#### Source material:
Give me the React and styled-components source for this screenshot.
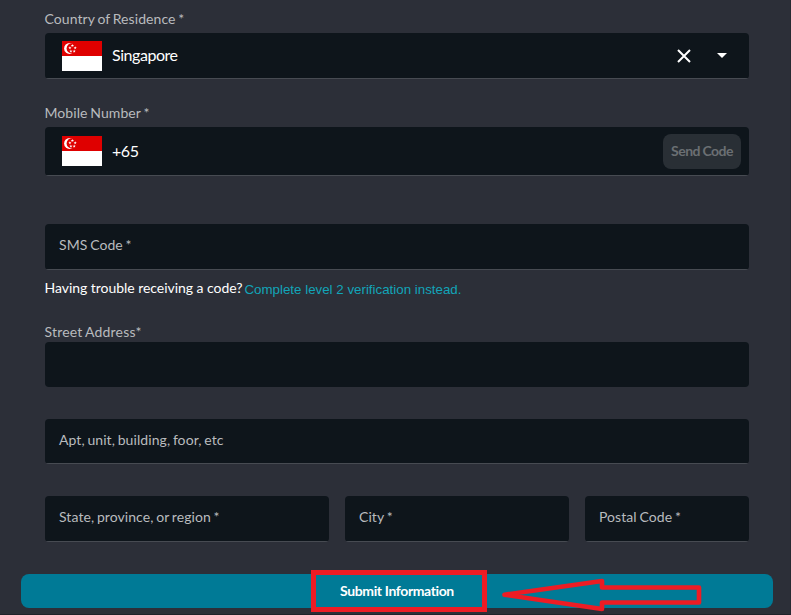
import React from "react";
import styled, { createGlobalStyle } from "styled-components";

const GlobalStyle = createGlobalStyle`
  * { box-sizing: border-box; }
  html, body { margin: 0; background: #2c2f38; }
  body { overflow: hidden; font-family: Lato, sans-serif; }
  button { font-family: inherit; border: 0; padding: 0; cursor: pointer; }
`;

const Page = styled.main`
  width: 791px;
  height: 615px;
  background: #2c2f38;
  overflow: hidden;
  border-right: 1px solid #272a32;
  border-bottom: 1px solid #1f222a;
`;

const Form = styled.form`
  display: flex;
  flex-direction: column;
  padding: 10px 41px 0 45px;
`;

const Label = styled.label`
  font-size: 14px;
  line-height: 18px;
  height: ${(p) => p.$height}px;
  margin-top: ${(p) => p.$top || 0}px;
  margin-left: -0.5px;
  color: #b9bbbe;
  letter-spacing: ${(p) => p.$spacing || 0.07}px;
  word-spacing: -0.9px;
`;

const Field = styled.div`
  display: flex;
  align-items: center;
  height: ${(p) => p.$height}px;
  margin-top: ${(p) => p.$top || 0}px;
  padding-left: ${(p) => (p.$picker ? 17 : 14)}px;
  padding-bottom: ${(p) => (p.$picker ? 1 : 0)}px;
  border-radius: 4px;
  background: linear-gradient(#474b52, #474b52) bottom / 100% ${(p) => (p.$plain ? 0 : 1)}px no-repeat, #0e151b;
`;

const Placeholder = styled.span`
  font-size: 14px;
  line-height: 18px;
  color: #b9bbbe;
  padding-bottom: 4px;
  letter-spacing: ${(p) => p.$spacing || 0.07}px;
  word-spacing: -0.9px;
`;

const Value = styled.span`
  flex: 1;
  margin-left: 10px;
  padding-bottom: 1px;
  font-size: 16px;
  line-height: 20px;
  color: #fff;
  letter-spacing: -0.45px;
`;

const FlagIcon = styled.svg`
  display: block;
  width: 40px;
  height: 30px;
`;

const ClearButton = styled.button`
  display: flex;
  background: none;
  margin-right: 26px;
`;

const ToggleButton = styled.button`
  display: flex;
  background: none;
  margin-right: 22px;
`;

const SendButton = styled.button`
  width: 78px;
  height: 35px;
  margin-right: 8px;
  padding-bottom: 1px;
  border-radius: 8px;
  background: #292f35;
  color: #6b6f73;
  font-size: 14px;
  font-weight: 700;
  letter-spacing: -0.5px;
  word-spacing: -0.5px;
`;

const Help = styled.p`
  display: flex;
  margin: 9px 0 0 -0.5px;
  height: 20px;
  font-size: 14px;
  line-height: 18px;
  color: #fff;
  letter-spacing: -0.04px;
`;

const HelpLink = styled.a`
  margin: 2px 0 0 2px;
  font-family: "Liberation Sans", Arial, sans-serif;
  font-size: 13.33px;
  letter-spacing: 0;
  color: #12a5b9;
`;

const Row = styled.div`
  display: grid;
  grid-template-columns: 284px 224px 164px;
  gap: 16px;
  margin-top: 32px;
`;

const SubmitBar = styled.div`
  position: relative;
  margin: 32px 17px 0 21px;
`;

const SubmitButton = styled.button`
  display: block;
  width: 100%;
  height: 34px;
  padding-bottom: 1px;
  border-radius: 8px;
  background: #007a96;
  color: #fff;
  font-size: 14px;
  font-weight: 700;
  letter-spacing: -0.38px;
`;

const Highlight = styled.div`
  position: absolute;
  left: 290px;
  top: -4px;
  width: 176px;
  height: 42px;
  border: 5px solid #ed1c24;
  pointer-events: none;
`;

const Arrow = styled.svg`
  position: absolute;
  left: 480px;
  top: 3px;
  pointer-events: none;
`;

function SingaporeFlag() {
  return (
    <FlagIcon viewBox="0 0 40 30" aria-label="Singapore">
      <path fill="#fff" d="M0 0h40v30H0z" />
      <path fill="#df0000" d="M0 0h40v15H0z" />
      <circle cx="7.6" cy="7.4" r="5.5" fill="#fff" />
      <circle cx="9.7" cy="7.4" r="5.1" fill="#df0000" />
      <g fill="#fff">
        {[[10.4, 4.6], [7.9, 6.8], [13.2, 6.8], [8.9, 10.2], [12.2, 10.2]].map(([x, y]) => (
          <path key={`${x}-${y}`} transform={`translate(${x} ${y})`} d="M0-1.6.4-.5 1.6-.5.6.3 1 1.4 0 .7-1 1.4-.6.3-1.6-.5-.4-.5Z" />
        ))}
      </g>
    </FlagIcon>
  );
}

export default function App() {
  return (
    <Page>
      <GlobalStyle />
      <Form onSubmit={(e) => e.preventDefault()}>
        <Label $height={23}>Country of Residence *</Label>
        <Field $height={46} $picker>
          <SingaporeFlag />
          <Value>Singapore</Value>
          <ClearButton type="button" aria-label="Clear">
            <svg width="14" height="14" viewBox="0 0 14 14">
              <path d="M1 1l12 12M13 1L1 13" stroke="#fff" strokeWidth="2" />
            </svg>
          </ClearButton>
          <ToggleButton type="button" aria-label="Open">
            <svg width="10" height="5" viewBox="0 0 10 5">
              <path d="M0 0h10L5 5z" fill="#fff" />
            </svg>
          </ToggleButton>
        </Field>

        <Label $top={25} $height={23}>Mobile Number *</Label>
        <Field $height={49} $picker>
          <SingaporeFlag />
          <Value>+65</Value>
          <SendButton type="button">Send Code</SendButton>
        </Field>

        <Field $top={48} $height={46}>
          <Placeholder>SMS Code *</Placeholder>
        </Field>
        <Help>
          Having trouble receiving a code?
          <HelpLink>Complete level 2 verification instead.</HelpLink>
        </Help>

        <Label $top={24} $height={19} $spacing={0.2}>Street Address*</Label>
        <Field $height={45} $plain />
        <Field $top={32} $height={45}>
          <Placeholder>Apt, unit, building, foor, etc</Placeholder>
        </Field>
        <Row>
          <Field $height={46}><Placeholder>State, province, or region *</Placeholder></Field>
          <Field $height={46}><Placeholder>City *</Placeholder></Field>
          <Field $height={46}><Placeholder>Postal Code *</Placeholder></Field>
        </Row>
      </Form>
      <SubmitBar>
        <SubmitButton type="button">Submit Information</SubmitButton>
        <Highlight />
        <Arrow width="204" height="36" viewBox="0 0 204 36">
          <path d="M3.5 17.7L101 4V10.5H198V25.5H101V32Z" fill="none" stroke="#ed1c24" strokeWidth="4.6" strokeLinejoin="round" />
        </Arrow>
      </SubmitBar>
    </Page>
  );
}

#### Request:
Take the listing above and print it exactly, apart from the pictures.

#### Correct answer:
Give me the React and styled-components source for this screenshot.
import React from "react";
import styled, { createGlobalStyle } from "styled-components";

const GlobalStyle = createGlobalStyle`
  * { box-sizing: border-box; }
  html, body { margin: 0; background: #2c2f38; }
  body { overflow: hidden; font-family: Lato, sans-serif; }
  button { font-family: inherit; border: 0; padding: 0; cursor: pointer; }
`;

const Page = styled.main`
  width: 791px;
  height: 615px;
  background: #2c2f38;
  overflow: hidden;
  border-right: 1px solid #272a32;
  border-bottom: 1px solid #1f222a;
`;

const Form = styled.form`
  display: flex;
  flex-direction: column;
  padding: 10px 41px 0 45px;
`;

const Label = styled.label`
  font-size: 14px;
  line-height: 18px;
  height: ${(p) => p.$height}px;
  margin-top: ${(p) => p.$top || 0}px;
  margin-left: -0.5px;
  color: #b9bbbe;
  letter-spacing: ${(p) => p.$spacing || 0.07}px;
  word-spacing: -0.9px;
`;

const Field = styled.div`
  display: flex;
  align-items: center;
  height: ${(p) => p.$height}px;
  margin-top: ${(p) => p.$top || 0}px;
  padding-left: ${(p) => (p.$picker ? 17 : 14)}px;
  padding-bottom: ${(p) => (p.$picker ? 1 : 0)}px;
  border-radius: 4px;
  background: linear-gradient(#474b52, #474b52) bottom / 100% ${(p) => (p.$plain ? 0 : 1)}px no-repeat, #0e151b;
`;

const Placeholder = styled.span`
  font-size: 14px;
  line-height: 18px;
  color: #b9bbbe;
  padding-bottom: 4px;
  letter-spacing: ${(p) => p.$spacing || 0.07}px;
  word-spacing: -0.9px;
`;

const Value = styled.span`
  flex: 1;
  margin-left: 10px;
  padding-bottom: 1px;
  font-size: 16px;
  line-height: 20px;
  color: #fff;
  letter-spacing: -0.45px;
`;

const FlagIcon = styled.svg`
  display: block;
  width: 40px;
  height: 30px;
`;

const ClearButton = styled.button`
  display: flex;
  background: none;
  margin-right: 26px;
`;

const ToggleButton = styled.button`
  display: flex;
  background: none;
  margin-right: 22px;
`;

const SendButton = styled.button`
  width: 78px;
  height: 35px;
  margin-right: 8px;
  padding-bottom: 1px;
  border-radius: 8px;
  background: #292f35;
  color: #6b6f73;
  font-size: 14px;
  font-weight: 700;
  letter-spacing: -0.5px;
  word-spacing: -0.5px;
`;

const Help = styled.p`
  display: flex;
  margin: 9px 0 0 -0.5px;
  height: 20px;
  font-size: 14px;
  line-height: 18px;
  color: #fff;
  letter-spacing: -0.04px;
`;

const HelpLink = styled.a`
  margin: 2px 0 0 2px;
  font-family: "Liberation Sans", Arial, sans-serif;
  font-size: 13.33px;
  letter-spacing: 0;
  color: #12a5b9;
`;

const Row = styled.div`
  display: grid;
  grid-template-columns: 284px 224px 164px;
  gap: 16px;
  margin-top: 32px;
`;

const SubmitBar = styled.div`
  position: relative;
  margin: 32px 17px 0 21px;
`;

const SubmitButton = styled.button`
  display: block;
  width: 100%;
  height: 34px;
  padding-bottom: 1px;
  border-radius: 8px;
  background: #007a96;
  color: #fff;
  font-size: 14px;
  font-weight: 700;
  letter-spacing: -0.38px;
`;

const Highlight = styled.div`
  position: absolute;
  left: 290px;
  top: -4px;
  width: 176px;
  height: 42px;
  border: 5px solid #ed1c24;
  pointer-events: none;
`;

const Arrow = styled.svg`
  position: absolute;
  left: 480px;
  top: 3px;
  pointer-events: none;
`;

function SingaporeFlag() {
  return (
    <FlagIcon viewBox="0 0 40 30" aria-label="Singapore">
      <path fill="#fff" d="M0 0h40v30H0z" />
      <path fill="#df0000" d="M0 0h40v15H0z" />
      <circle cx="7.6" cy="7.4" r="5.5" fill="#fff" />
      <circle cx="9.7" cy="7.4" r="5.1" fill="#df0000" />
      <g fill="#fff">
        {[[10.4, 4.6], [7.9, 6.8], [13.2, 6.8], [8.9, 10.2], [12.2, 10.2]].map(([x, y]) => (
          <path key={`${x}-${y}`} transform={`translate(${x} ${y})`} d="M0-1.6.4-.5 1.6-.5.6.3 1 1.4 0 .7-1 1.4-.6.3-1.6-.5-.4-.5Z" />
        ))}
      </g>
    </FlagIcon>
  );
}

export default function App() {
  return (
    <Page>
      <GlobalStyle />
      <Form onSubmit={(e) => e.preventDefault()}>
        <Label $height={23}>Country of Residence *</Label>
        <Field $height={46} $picker>
          <SingaporeFlag />
          <Value>Singapore</Value>
          <ClearButton type="button" aria-label="Clear">
            <svg width="14" height="14" viewBox="0 0 14 14">
              <path d="M1 1l12 12M13 1L1 13" stroke="#fff" strokeWidth="2" />
            </svg>
          </ClearButton>
          <ToggleButton type="button" aria-label="Open">
            <svg width="10" height="5" viewBox="0 0 10 5">
              <path d="M0 0h10L5 5z" fill="#fff" />
            </svg>
          </ToggleButton>
        </Field>

        <Label $top={25} $height={23}>Mobile Number *</Label>
        <Field $height={49} $picker>
          <SingaporeFlag />
          <Value>+65</Value>
          <SendButton type="button">Send Code</SendButton>
        </Field>

        <Field $top={48} $height={46}>
          <Placeholder>SMS Code *</Placeholder>
        </Field>
        <Help>
          Having trouble receiving a code?
          <HelpLink>Complete level 2 verification instead.</HelpLink>
        </Help>

        <Label $top={24} $height={19} $spacing={0.2}>Street Address*</Label>
        <Field $height={45} $plain />
        <Field $top={32} $height={45}>
          <Placeholder>Apt, unit, building, foor, etc</Placeholder>
        </Field>
        <Row>
          <Field $height={46}><Placeholder>State, province, or region *</Placeholder></Field>
          <Field $height={46}><Placeholder>City *</Placeholder></Field>
          <Field $height={46}><Placeholder>Postal Code *</Placeholder></Field>
        </Row>
      </Form>
      <SubmitBar>
        <SubmitButton type="button">Submit Information</SubmitButton>
        <Highlight />
        <Arrow width="204" height="36" viewBox="0 0 204 36">
          <path d="M3.5 17.7L101 4V10.5H198V25.5H101V32Z" fill="none" stroke="#ed1c24" strokeWidth="4.6" strokeLinejoin="round" />
        </Arrow>
      </SubmitBar>
    </Page>
  );
}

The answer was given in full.